La nouvelle stratégie de l’UE insiste enfin sur la dimension régionale. Outre la volonté de renforcer les liens entre les deux rives de la Méditerranée afin de réduire les inégalités sociales et régionales, la PEV ambitionne de renforcer la coopération régionale en Afrique du Nord, faisant écho à l’Union pour la Méditerranée mais aussi aux propos du Directeur général du FMI Rodrigo de Rato, en 2005, lorsqu’il affirmait que l’intégration économique régionale du Maghreb présenterait des avantages importants. « Elle créerait un marché régional de plus de 75 millions de consommateurs, […] elle entraînerait des gains d’efficience et rendrait la région plus attrayante pour les investisseurs étrangers. Et surtout, les structures économiques complémentaires des pays du Maghreb créeraient des possibilités d’échanges qui bénéficieraient à tous les pays de la région. »

Enjeux et perspectives

La nouvelle stratégie européenne est donc porteuse de réelles potentialités pour l’ensemble de la rive sud de la Méditerranée. Elle offre des perspectives tout en prenant en compte une approche régionale d’autant plus nécessaire que les défis socio-économiques sont nombreux et rendus plus aigus par la crise mondiale.

Cependant, cette nouvelle stratégie pose un certain nombre de questions qui devront être éclaircies sur sa mise place, à commencer par la sens donné aux « besoins de réformes » tel qu’énoncé dans la communication du 25 mai, à l’identification d’interlocuteurs légitimes de la société civile et au sens donné à la démocratie. Celle-ci n’est en effet pas seulement une technique de gouvernement. Il s’agit avant tout d’un idéal pouvant prendre des formes diverses en fonction des cultures et des traditions propres à chaque pays, du fruit d’un apprentissage, et d’une pratique reposant sur une culture démocratique, l’existence de forces d’opposition et d’un débat public.

Une autre difficulté réside dans les tensions pouvant naître entre les objectifs de l’UE et la politique des États de la région méditerranéenne.
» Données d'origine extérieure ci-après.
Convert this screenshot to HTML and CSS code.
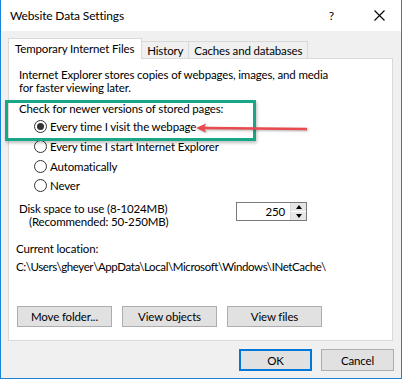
FILE: index.html
```html
<!DOCTYPE html>
<html lang="en">
<head>
    <meta charset="UTF-8">
    <title>Website Data Settings</title>
    <link rel="stylesheet" href="styles.css">
</head>
<body>
    <div class="window">
        <div class="titlebar">
            <span class="title">Website Data Settings</span>
            <span class="help">?</span>
            <svg class="close" width="11" height="11" viewBox="0 0 11 11">
                <path d="M0.5 0.5 L10.5 10.5 M10.5 0.5 L0.5 10.5" stroke="#000" stroke-width="1.1" fill="none"/>
            </svg>
        </div>
        <div class="body">
            <div class="tabs">
                <div class="tab active">Temporary Internet Files</div>
                <div class="tab">History</div>
                <div class="tab">Caches and databases</div>
            </div>
            <div class="panel">
                <p class="desc">Internet Explorer stores copies of webpages, images, and media<br>for faster viewing later.</p>
                <p class="check">Check for newer versions of stored pages:</p>
                <div class="radios">
                    <label class="radio"><span class="dot checked"></span>Every time I visit the webpage</label>
                    <label class="radio"><span class="dot"></span>Every time I start Internet Explorer</label>
                    <label class="radio"><span class="dot"></span>Automatically</label>
                    <label class="radio"><span class="dot"></span>Never</label>
                </div>
                <div class="disk">
                    <div class="disk-text">
                        <div>Disk space to use (8-1024MB)</div>
                        <div class="rec">(Recommended: 50-250MB)</div>
                    </div>
                    <div class="spinner">
                        <span class="value">250</span>
                        <div class="spin">
                            <span class="up"></span>
                            <span class="down"></span>
                        </div>
                    </div>
                </div>
                <p class="loc-label">Current location:</p>
                <p class="loc">C:\Users\gheyer\AppData\Local\Microsoft\Windows\INetCache\</p>
                <div class="actions">
                    <button class="btn">Move folder...</button>
                    <button class="btn">View objects</button>
                    <button class="btn">View files</button>
                </div>
            </div>
            <div class="footer">
                <button class="btn ok">OK</button>
                <button class="btn">Cancel</button>
            </div>

            <!-- annotation overlays -->
            <div class="highlight"></div>
            <svg class="arrow" width="120" height="14" viewBox="0 0 120 14">
                <path d="M9 7 L112 8" stroke="#e84a4f" stroke-width="2.5" fill="none"/>
                <path d="M1 7 L11 2.5 L9 7 L11 11.5 Z" fill="#e84a4f"/>
            </svg>
        </div>
    </div>
</body>
</html>
```

FILE: styles.css
```css
* { box-sizing: border-box; }
body { margin: 0; font-family: Lato, "Noto Sans", sans-serif; font-size: 11.5px; letter-spacing: -0.15px; color: #000; }
p { margin: 0; }

.window {
    width: 402px;
    height: 379px;
    border: 1px solid #1883d7;
    border-top: none;
    background: #f0f0f0;
    display: flex;
    flex-direction: column;
}

/* Title bar */
.titlebar { height: 31px; background: #fff; display: flex; align-items: center; padding-left: 9px; }
.title { flex: 1; font-size: 12px; }
.help { margin-right: 40px; font-size: 12px; }
.close { margin-right: 16px; }

.body { position: relative; flex: 1; padding-top: 7px; }

/* Tabs */
.tabs { display: flex; align-items: flex-end; margin-left: 7px; height: 20px; }
.tab {
    height: 17px;
    line-height: 17px;
    padding: 0 5px;
    border: 1px solid #d9d9d9;
    border-bottom: none;
    border-left: none;
    background: #f0f0f0;
}
.tab.active {
    height: 21px;
    line-height: 19px;
    padding: 0 7px 0 6px;
    border-left: 1px solid #d9d9d9;
    background: #fff;
    margin-bottom: -1px;
    position: relative;
    z-index: 1;
}

.panel {
    margin: 0 8px 0 7px;
    height: 283px;
    background: #fff;
    border: 1px solid #d9d9d9;
    padding: 9px 10px 0 10px;
}
.desc { line-height: 13px; }
.check { margin-top: 8px; line-height: 13px; }
.radios { margin-top: 2px; margin-left: 15px; }
.radio { display: flex; align-items: center; height: 19.67px; }
.dot {
    width: 13px;
    height: 13px;
    border: 1px solid #333;
    border-radius: 50%;
    margin-right: 3px;
    display: flex;
    align-items: center;
    justify-content: center;
}
.dot.checked::after { content: ""; width: 7px; height: 7px; border-radius: 50%; background: #333; }

.disk { display: flex; margin-top: 6px; }
.disk-text { width: 217px; line-height: 13px; }
.rec { padding-left: 10px; }
.spinner {
    width: 71px;
    height: 19px;
    border: 1px solid #7a7a7a;
    background: #fff;
    display: flex;
    justify-content: flex-end;
    align-items: center;
}
.value { margin-right: 5px; }
.spin { width: 16px; height: 17px; display: flex; flex-direction: column; border-left: 1px solid #d9d9d9; }
.spin span { flex: 1; background: #e6e6e6; display: flex; align-items: center; justify-content: center; }
.spin .up { border-bottom: 1px solid #fff; }
.up::after { content: ""; border: 3.5px solid transparent; border-bottom: 4px solid #000; border-top: none; }
.down::after { content: ""; border: 3.5px solid transparent; border-top: 4px solid #000; border-bottom: none; }

.loc-label { margin-top: 14px; margin-left: -3px; line-height: 13px; }
.loc { margin-top: 5px; margin-left: -3px; line-height: 13px; letter-spacing: -0.4px; }

.actions { display: flex; gap: 10px; margin-top: 33px; margin-left: -2px; }
.btn {
    width: 95px;
    height: 21px;
    background: #e1e1e1;
    border: 1px solid #adadad;
    font-family: inherit;
    font-size: inherit;
    letter-spacing: inherit;
    padding: 0;
    color: #000;
}

.footer { display: flex; justify-content: flex-end; gap: 9px; margin-top: 8px; margin-right: 7px; }
.footer .btn { width: 73px; height: 22px; }
.footer .ok { border: 2px solid #0078d7; }

/* Annotations */
.highlight {
    position: absolute;
    left: 4px;
    top: 69px;
    width: 251px;
    height: 41px;
    border: 3px solid #18a686;
    box-shadow: 1px 2px 3px rgba(0,0,0,0.25);
}
.arrow { position: absolute; left: 194px; top: 90px; filter: drop-shadow(1px 1px 1px rgba(0,0,0,0.3)); }
```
Malgré la création de l’Union du Maghreb arabe en 1989 et la signature en 2004 de l’accord de libre-échange d’Agadir (Maroc, Égypte, Jordanie et Tunisie), l’intégration économique des pays d’Afrique du Nord reste extrêmement faible, avec des échanges qui s’orientent surtout suivant un axe Nord-Sud. À cet égard, la pression populaire et la diminution des revenus liés au tourisme peuvent favoriser des réformes politiques et un rapprochement entre les États, du moins ceux importateurs de pétrole et tant que le cours du baril demeurera élevé.

D’autre part, en Europe, les contreparties pour les pays partenaires mettant en œuvre des réformes politiques ne seront également pas aisées à mettre en place. Dans un contexte de crise économique, la tendance au sein des États-membres est au repli et au protectionnisme pour favoriser les producteurs nationaux, sans même parler de l’incapacité des Européens à mettre en œuvre le « plan Marshall » appelé un temps par certains décideurs.

Ces considérations ne sont pas neuves mais elles pèseront dans l’approche de l’UE à l’égard de son voisinage et risquent d’entraver l’efficacité de la nouvelle stratégie. L’absence de projet géopolitique partagé par les Européens et l’histoire de la PEV doivent inviter à la prudence. Le manque de dimension politique dans l’ancienne PEV était en effet dû au poids des États-membres du sud, ces derniers voulant préserver leurs intérêts énergétiques, économiques et sécuritaires et ne pas déstabiliser leurs voisins. Jusque là, ces États-membres n’ont semble-t-il pas cherché à utiliser la nouvelle stratégie à des fins de politique nationale. Mais force est de constater que la nouvelle PEV n’est qu’un cadre sur lequel il est demandé aux États-membres d’aligner leurs actions bilatérales afin de soutenir les objectifs généraux de l’UE.

Pour conclure, l’avenir de la nouvelle stratégie européenne peut être envisagé de deux façons. Suivant une hypothèse pessimiste, la PEV se trouverait prisonnière de trois tensions limitant son efficacité : entre les États-membres et l’UE, sur fond de crise économique, budgétaire et de crispations autour de l’immigration ; entre l’UE et certains États de la rive sud autour des objectifs à atteindre et des composantes représentatives de la société civile ; voire entre des tenants de la démocratisation et des tenants du développement. Une autre trajectoire, plus optimiste, est toutefois possible avec des réformes politiques sur la rive sud et des perspectives de rapprochement et d’intégration pour les partenaires. Après tout, dans le domaine de l’économie et du commerce les Européens ont réussi, en parlant d’une seule voix, à imposer des normes et des règles au niveau mondial. Reste que pour réussir dans ses ambitions, la nouvelle stratégie de voisinage doit avoir une cohérence dans la durée, cohérence que le Service européen d’action extérieure et la nouvelle task force méditerranéenne peuvent apporter. En tout cas, les attentes sont fortes dans les pays du Sud.